I don’t think it would be a shock to anyone that knows me that I was would enjoy two hours of PE a day. In fact not a lot would’ve made me happier at school than spending ten hours a week playing sport. Yes I said playing sport and not doing Physical Education. I think there is a distinct difference between the two and one that should not be ignored.
When the Mayor of London said last week that he thought two hours of PE a day was a great idea then he’s right. It is. However great ideas in theory don’t always equate to being great ideas in practice. If there was compulsory two hours of PE a day then most schools would need to either find eight hours extra a week or cut time from other subjects. Now if you were to ask me whether PE was more important than algebra then I’d say it was but many would disagree.
How many students would like the school day lengthened by an hour each day so extra PE time could be taught? Not many I suspect and those who don’t like PE anyway would be distraught but maybe it wouldn’t be a bad thing. We have a very short school day as it is so what is there to stop the school day going on an extra hour each day?
I remember in Year 8 we had double Games and double Geography back-to-back between morning break and Lunch. Our Games teacher was also our Geography teacher so it was ok as we often came in late all hot and bothered when the girls were sitting there waiting for five minutes for us to turn up (he often overran the Games lesson as a) we liked it and b) he’d forget the time) and we had no issues being late as he knew why. However this also happened in Year 7 but this wasn’t the same teacher. Luckily he was a good teacher and was understanding. I know other kids didn’t have that understanding. I do think PE and/or Games should preferably be taught in a period where there is a natural break after it or preferably at the end of the day although a whole school having PE last thing doesn’t really work.
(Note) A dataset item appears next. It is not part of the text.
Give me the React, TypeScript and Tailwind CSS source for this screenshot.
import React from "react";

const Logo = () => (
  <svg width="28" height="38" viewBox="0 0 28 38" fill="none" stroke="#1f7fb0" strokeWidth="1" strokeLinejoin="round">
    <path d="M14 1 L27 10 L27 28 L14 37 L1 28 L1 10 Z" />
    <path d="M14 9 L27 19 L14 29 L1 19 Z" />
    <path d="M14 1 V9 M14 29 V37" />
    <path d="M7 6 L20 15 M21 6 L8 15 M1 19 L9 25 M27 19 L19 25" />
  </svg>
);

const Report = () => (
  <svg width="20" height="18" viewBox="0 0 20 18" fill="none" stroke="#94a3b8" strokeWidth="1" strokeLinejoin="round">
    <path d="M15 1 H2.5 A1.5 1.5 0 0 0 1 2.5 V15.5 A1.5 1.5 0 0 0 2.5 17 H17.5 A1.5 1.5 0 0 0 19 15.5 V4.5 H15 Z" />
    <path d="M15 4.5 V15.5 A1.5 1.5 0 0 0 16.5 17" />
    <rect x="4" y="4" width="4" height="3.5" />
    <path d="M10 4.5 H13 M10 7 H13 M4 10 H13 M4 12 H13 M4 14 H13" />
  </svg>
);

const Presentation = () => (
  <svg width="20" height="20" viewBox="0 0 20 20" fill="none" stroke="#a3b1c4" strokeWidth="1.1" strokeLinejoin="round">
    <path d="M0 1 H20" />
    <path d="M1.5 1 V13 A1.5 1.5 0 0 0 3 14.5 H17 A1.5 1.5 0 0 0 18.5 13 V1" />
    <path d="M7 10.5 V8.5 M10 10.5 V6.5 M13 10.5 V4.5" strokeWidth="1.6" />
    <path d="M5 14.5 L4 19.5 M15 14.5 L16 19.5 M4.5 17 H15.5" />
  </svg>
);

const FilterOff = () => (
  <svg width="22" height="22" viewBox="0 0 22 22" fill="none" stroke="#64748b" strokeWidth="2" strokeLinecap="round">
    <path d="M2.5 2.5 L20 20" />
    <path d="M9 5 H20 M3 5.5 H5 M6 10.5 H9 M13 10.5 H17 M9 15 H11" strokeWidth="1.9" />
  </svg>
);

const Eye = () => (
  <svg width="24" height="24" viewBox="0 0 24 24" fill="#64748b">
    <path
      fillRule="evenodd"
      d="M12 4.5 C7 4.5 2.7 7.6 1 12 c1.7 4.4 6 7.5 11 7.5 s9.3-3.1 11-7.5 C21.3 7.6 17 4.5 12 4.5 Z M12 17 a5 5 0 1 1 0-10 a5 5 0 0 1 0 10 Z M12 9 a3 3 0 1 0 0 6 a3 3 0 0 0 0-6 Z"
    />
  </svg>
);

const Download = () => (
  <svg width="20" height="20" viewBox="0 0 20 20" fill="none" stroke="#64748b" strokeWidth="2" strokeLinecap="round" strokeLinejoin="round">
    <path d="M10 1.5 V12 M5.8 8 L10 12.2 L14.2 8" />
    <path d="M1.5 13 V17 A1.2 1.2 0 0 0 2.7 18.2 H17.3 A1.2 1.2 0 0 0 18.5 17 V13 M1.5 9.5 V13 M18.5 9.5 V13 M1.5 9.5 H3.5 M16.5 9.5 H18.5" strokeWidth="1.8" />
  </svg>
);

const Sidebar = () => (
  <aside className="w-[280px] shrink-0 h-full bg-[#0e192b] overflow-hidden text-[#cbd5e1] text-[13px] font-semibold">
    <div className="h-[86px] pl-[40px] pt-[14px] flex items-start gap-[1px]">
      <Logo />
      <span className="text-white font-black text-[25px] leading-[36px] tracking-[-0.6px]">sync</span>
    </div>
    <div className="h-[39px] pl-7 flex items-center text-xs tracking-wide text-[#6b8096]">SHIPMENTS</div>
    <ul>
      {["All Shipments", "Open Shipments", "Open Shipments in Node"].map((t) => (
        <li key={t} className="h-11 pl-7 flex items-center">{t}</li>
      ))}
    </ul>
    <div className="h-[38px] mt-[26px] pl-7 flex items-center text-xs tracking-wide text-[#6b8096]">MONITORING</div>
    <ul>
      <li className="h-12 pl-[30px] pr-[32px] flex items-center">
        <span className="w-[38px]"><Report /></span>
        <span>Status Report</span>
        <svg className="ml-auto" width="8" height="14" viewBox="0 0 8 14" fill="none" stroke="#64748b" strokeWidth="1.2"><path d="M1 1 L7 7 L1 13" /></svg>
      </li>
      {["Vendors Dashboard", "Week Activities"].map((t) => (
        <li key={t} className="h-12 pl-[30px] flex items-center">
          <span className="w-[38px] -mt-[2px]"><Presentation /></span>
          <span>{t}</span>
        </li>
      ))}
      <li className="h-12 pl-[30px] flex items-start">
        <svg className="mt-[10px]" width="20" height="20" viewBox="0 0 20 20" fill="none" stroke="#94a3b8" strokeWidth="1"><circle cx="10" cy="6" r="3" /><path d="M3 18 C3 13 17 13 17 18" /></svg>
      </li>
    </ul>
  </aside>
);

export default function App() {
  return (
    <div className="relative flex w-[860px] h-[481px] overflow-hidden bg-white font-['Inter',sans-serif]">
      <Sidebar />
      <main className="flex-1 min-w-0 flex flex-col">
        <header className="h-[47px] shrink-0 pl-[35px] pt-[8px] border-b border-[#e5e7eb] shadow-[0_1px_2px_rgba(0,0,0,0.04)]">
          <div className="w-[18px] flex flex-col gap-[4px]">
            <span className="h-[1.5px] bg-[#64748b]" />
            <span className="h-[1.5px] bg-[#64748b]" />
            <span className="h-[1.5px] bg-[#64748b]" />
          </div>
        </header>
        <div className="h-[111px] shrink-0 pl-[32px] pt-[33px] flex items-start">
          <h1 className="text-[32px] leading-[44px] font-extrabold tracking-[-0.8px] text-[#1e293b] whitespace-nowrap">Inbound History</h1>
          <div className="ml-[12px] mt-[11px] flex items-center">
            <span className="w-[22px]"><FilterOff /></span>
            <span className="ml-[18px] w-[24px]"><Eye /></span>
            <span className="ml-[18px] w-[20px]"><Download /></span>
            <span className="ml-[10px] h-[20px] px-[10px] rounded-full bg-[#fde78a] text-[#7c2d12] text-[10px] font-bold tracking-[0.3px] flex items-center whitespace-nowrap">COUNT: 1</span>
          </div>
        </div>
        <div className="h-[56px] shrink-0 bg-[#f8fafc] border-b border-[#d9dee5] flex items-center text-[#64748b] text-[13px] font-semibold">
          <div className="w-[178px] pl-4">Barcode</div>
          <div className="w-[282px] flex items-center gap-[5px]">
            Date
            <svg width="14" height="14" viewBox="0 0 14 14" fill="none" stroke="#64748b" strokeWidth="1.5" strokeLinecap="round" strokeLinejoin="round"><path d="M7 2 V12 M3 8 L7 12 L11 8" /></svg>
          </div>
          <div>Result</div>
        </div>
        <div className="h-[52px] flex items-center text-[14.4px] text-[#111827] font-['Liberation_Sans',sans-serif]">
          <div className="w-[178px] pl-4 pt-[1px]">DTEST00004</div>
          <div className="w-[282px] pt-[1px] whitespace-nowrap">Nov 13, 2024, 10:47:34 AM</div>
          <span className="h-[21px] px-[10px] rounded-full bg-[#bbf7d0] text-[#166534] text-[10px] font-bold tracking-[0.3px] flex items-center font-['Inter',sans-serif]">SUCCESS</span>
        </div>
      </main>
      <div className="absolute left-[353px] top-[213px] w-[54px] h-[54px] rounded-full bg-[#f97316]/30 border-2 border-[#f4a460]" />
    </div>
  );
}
I can hear the tens of you that will read this yelling out ‘but I didn’t like PE so I wouldn’t like this’ but the reality is most of us didn’t like most of our lessons anyway. The important thing is to give options. At school we didn’t really have many PE options. The choice was made for us. Also looking back I think at both my senior schools there were only four full-time PE staff at both so that doesn’t leave to much wiggle room for multiple choices. So staffing levels need to be addressed if this government are genuinely keen on making PE a vital part of the curriculum again.
Personally speaking I think there are many things that students need to learn but don’t and I like the Japanese model of after-school clubs that cater for all. Whilst Japanese classes may finish at say around 3, kids won’t go home until nearer 6 as they have a variety of after-school clubs that they have to attend but they get the choice of what to attend but I’m digressing away from just the PE aspect and into the whole make-up of school days and that is probably not the way to go at this juncture.
Back at PE. At my first secondary school we had both PE and Games. So PE was things like Gym and working on general fitness and Games was whatever sport you were playing that half-term so Rugby, Hockey, Basketball, Cricket etc… – we were a Rugby school and not a Football one. Lots of talk about Indian dance and I do recall somewhere in the annals of my mind that we did do dance for a half-term at some point. I see no problem with dance being taught in a PE lesson. PE should mostly be about getting kids active.
PE is not a ‘one size fits all’ lesson but to be blunt neither is any subject taught in school. Schools are often about things you enjoy and then things you endure. Technology for me was something I had less than zero interest in. Whether it be graphics or woodwork or design or cooking I just didn’t care. I possibly could have used that cooking skill now as I live off microwave meals and bunging things in the oven but I still had to do it for two hours a week. The same should be levied at PE.
I have read so many people saying that they had bad experiences of PE at school and that we shouldn’t force it upon those that don’t like it because they didn’t. Well that’s crap. We can’t pick and choose what we do at school until we are 14 pretty much and PE is not only part of a broad education it is part of making this country a healthier one. PE can inspire just as much as Maths or English can. Reading Shakespeare or Dickens will inspire a writer but running around a muddy field will inspire someone else.
Physical Education can and should become part of the Olympics legacy. They want to inspire a generation well this is the opportunity. If I was Michael Gove I would find a way to extend the school day and get an hour of PE at least three days a week and community projects in two days a week. Education isn’t just about learning stuff but also about maturing and getting interested in things. After-school clubs were in my day pretty much limited to sporting endeavours but how good would it be if lots of other interests were catered for? Building robots or making a community radio station or fashion design or whatever. We need to inspire kids and get them interested in things after school that aren’t going home and watching cartoons, playing on the games console, surfing the internet or wandering around the shops.
PE can be a big part of this but there are other things that will inspire people. Yes this would involve more work for teachers but for me the onus on teachers now to fill students brains with useless information to pass exams and to get up league tables. Teachers should be there to inspire kids in whatever interests them. All teachers have hobbies that they are interested in and no doubt they’ll be many students who would also be interested in that.
So to conclude as I have again waffled off subject. I think the school day should be extended. PE options should be wide and varied. However inspiring a generation isn’t just about sport it is about everything. Students need inspiring or they’ll do nothing and a motivated student in one capacity will lead to doing well in others.